In the opinion in Graham National Bank v. Beavers (Tex.Com.App.) 290 S.W. 529, the syllabus states the holding of the court on the point under consideration in this language: "Finding that trial court decided case on single issue will not be indulged in to destroy a more general inference of an implied finding on every material issue submitted."
These observations are made merely to indicate the burden upon appellant to show that the judgment under attack rests upon no sound theory from appellees' viewpoint. The impossibility of discharging such burden by reaching the vice, if any, in the judgment on the basis of fundamental error, is obvious. In other words, to avoid the judgment, in the light of this record, appellant was under the necessity of destroying every theory on which the judgment is maintainable under the pleadings. Morris v. Alworth (Tex.Civ.App.) 32 S.W.2d 238; Graham National Bank v. Beavers, supra.
For aught we know, the judgment may, under the pleadings, have been rendered against the plaintiff upon the ground that he failed to show what particular part of the $80,000 obtained for the casinghead gas at the well was paid for the dry gas and what part for the gasoline content, the elements making up the casinghead gas. Clearly he was not entitled to recover any part of the money received by the lessee for the dry gas under any of the decisions of this state. That belonged to the lessee. Harris v.
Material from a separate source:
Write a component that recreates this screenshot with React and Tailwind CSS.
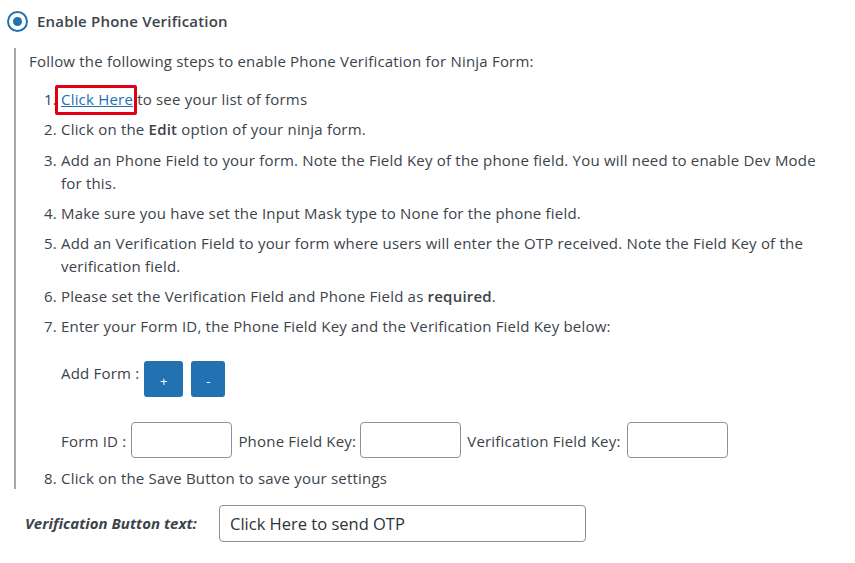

Lone Star Gas Co. (Tex.Civ.App.) 19 S.W.2d 178.
The appellant admits that his contentions involve fundamental error and claims consideration therefor upon the ground that the case was tried as an "agreed case" under article 2177, R.S. 1925, which provides that "parties may submit matters in controversy to the court upon an agreed statement," etc., and, when so tried, "the agreed statement is [on appeal] to be considered * * * in the nature of a special verdict." Hutcherson v. W. O. W., 112 Tex. 551, 251 S.W. 491, 492, 28 A.L.R. 823; Ocean Accident Guarantee Co. v. Riggins (Tex.Civ.App.) 291 S.W. 276, 277. We do not regard the case as being one tried upon an agreed statement under the statute. To our minds the statement of facts in the record of the instant case is the usual and ordinary statement of facts. The time for filing the same was extended by the trial court, and it was approved by the trial court April 11, 1930, during such extended time, whereas the judgment was rendered January 11, 1930, at a regular term of court beginning the 1st day of December, 1929, and expiring February 1, 1930. It appears to be a statement of facts "prepared independently by the parties and agreed to and approved by the court," as authorized by one or more of the following articles of the said statute, to wit, articles 2239, 2242, 2243, or 2244. In fact it affirmatively appears from the statement of facts that the case was not tried on an agreed statement of facts submitted under article 2177, supra. In paragraph 2 of the agreement of date October 28, 1929, neither the court nor any one else could know what the evidence at the time was going to be until after the litigants fully developed their respective testimony and the case was closed. Neither is it to be regarded as an appeal upon an agreed statement, provided for in article 2280, R.S. 1925, wherein it is provided that parties may agree upon a brief statement of the case and of the facts proved, which in their opinion will enable the appellate court to determine whether there has been error in the judgment. Under this article it is provided that, if the judge shall approve and sign such a statement, it shall be filed among the papers of the cause, constitute a part of the record, and on appeal or writ of error be copied into the transcript in lieu of such proceedings themselves. The agreed statement found in this record does not come to this court copied in the transcript.
The holding above indicated affirms the judgment as to each of the appellees, and their particular contentions require no special attention.
For the reasons assigned the judgment of the trial court is affirmed.